Conversion to the Jewish faith, while possible, was unusual. Moreover, stress on maintaining boundary markers between Jewish and Gentile worlds discouraged traffic between them. Thus excavations of the temple mount in Jerusalem unearthed a stone inscription warning gentiles that if they came into the part of the temple reserved for Jews, they would be executed. By contrast, the pagan empire – in which most of the post-resurrection New Testament takes place – was on one level rather tolerant. There was a wide range of gods, and when Romans came across a new deity, that ‘god’ was simply added to the rest. In Bath, archaeologists have unearthed a temple to Sulis-Minerva. Minerva was the Roman god, Sulis a local British one – the Romans displayed a rough-hewn ecumenism by splicing the two together.
Being ‘religious’ in the empire meant offering sacrifices to whichever gods you were either obliged to sacrifice to or felt an affiliation towards. You didn’t need to believe in them. The Roman poet Juvenal said of Roman religion, ‘These things not even boys believe’, yet participated enthusiastically in religious sacrifices. Belief in these gods did not usually entail following a particular code of behaviour. Following Mithras or Isis had no more of an ethical dimension than, say, following astrology today. Ancient paganism had no notion of religious conversion in the sense of an exclusive change of faith and ethics. But while paganism had a degree of tolerance, this had tight limits. Every god was equal, but some were more equal than others. Notably, citizens were expected to offer sacrifices to the ‘primary’ gods, especially the emperor. You might not believe in them, but you had to worship them. Many of the early Christian martyrs fell foul of this dictum. So Roman pluralism might appear tolerant but was in practice intolerant. It absorbed the gods and goddesses of other cultures, but on Rome’s terms.

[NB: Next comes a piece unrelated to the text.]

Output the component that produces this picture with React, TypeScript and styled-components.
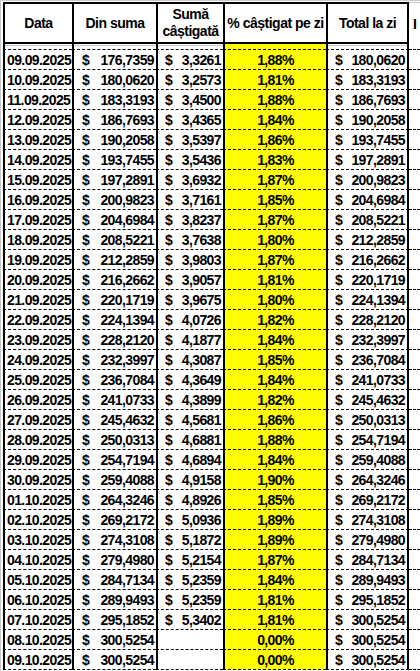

With its wide range of nationalities and ideologies, the ideological context of New Testament faith has surprising resonances with our own context. They found themselves operating in this swirling mass of ideology, mostly with little wealth and little credibility. They faced many obstacles – laissez-faire paganism that couldn’t see the point of deep conversion, and a Judaism so protective of the God of the Old Testament that it was hard for others to draw close. In increasingly secular Britain we can identify more easily with the first Christians than has been possible for many generations. There are more than a few similarities between ancient paganism and contemporary relativism, which sees all forms of faith as equal and yet strictly adheres to a predetermined narrative.
In the ancient context, Christianity offered something very different. Unlike Judaism, it was passionately concerned to offer the good news of Jesus to everyone, Jew or gentile. Unlike paganism, the first Christians believed that accepting that good news meant an exclusive adherence to Jesus as kyrios, as Lord, and a growing conformity to the values of his kingdom – rather than seeing faith as an ideological supermarket in which you filled your trolley with whatever you chose (as long as you touched your forelock to Caesar). The early Christians made concerted efforts to encourage others to follow Christ. Acts shows Paul engaged for whole years at Corinth and Ephesus, arguing all day long with Jewish theologians (Acts 28.23), preaching through the night at Troas (Acts 20.11). He argued with passers-by in the marketplace of Athens, held extended debates in the lecture hall of Tyrannus in Ephesus and entered into extended dialogue with high-ranking officials like Felix and Agrippa.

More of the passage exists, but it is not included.